Latest release Latest tag

DayEC is the operator control plane for short-lived AWS ParallelCluster environments that run Daylily analysis workloads on FSx for Lustre. The current data plane is DRA-first: the cluster starts with reference data mounted at /fsx/references, run folders are attached only when needed under /fsx/run_dir_mounts/<mount_id>, workflow outputs stay under /fsx/analysis_results/<executing_entity>/<analysis_id>, and completed analysis directories are exported through a temporary direct DRA to a chosen S3 analysis bucket.
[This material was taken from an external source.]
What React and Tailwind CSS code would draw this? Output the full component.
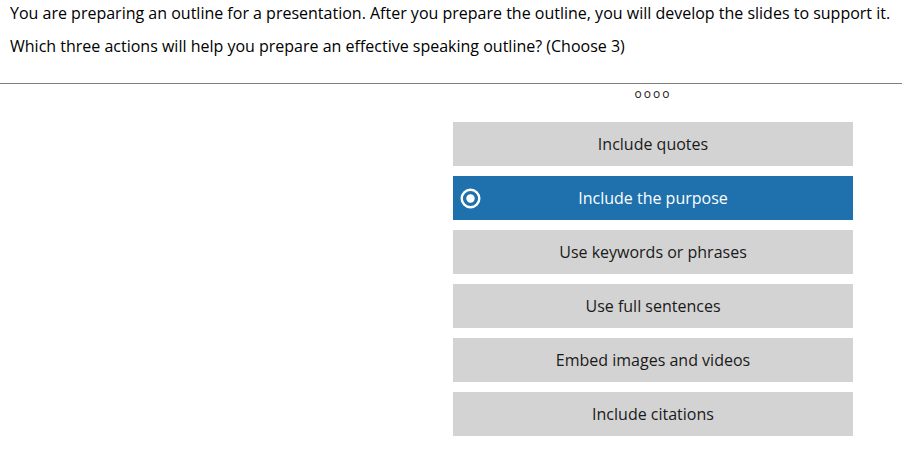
export default function App() {
  const options = [
    { label: "Include quotes", selected: false },
    { label: "Include the purpose", selected: true },
    { label: "Use keywords or phrases", selected: false },
    { label: "Use full sentences", selected: false },
    { label: "Embed images and videos", selected: false },
    { label: "Include citations", selected: false },
  ];

  return (
    <div
      className="w-[902px] h-[461px] bg-white text-black overflow-hidden"
      style={{ fontFamily: '"Open Sans", "Noto Sans", sans-serif' }}
    >
      <div className="px-[10px] pt-[2px] pb-[26px] text-[16px] leading-[22px]">
        <p className="mb-[11px]">
          You are preparing an outline for a presentation. After you prepare the outline, you will develop the slides to support it.
        </p>
        <p>Which three actions will help you prepare an effective speaking outline? (Choose 3)</p>
      </div>
      <div className="h-px bg-[#808080]" />
      <div className="flex">
        <div className="w-[453px]" />
        <div className="w-[400px] flex flex-col">
          <div className="h-[24px] flex items-center justify-center text-[12px] tracking-[2px] text-[#1a1a1a] pb-[4px]">
            oooo
          </div>
          <div className="mt-[14px] flex flex-col gap-[10px]">
            {options.map((o) => (
              <div
                key={o.label}
                className={
                  o.selected
                    ? "relative h-[44px] flex items-center justify-center bg-[#1e71ad] text-white text-[16px]"
                    : "relative h-[44px] flex items-center justify-center bg-[#d3d3d3] text-[#1a1a1a] text-[16px]"
                }
              >
                {o.selected && (
                  <svg
                    className="absolute left-[7px] top-[12px]"
                    width="21"
                    height="21"
                    viewBox="0 0 21 21"
                  >
                    <circle cx="10.5" cy="10.5" r="8.8" fill="none" stroke="white" strokeWidth="2.4" />
                    <circle cx="10.5" cy="10.5" r="4.2" fill="white" />
                  </svg>
                )}
                {o.label}
              </div>
            ))}
          </div>
        </div>
      </div>
    </div>
  );
}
The cluster is ephemeral. S3 buckets are durable. Verify the export receipt before deleting the cluster.

Supported Operator Contract

Use the checkout environment and the CLI, not historical helper-script paths:

  1. source ./activate
  2. dyec preflight
  3. dyec create
  4. dyec headnode connect
  5. dyec samples stage for sample-manifest inputs, or dyec mounts create for run-folder inputs
  6. dyec workflow launch
  7. dyec export --source-path /fsx/analysis_results/<executing_entity>/<analysis_id> --destination-s3-uri s3://bucket/prefix/<executing_entity>/<analysis_id>/
  8. inspect fsx_export.yaml
  9. dyec delete --dry-run
  10. dyec delete

daylily-ec and dyec are the same entrypoint. The shorter dyec form is used in examples.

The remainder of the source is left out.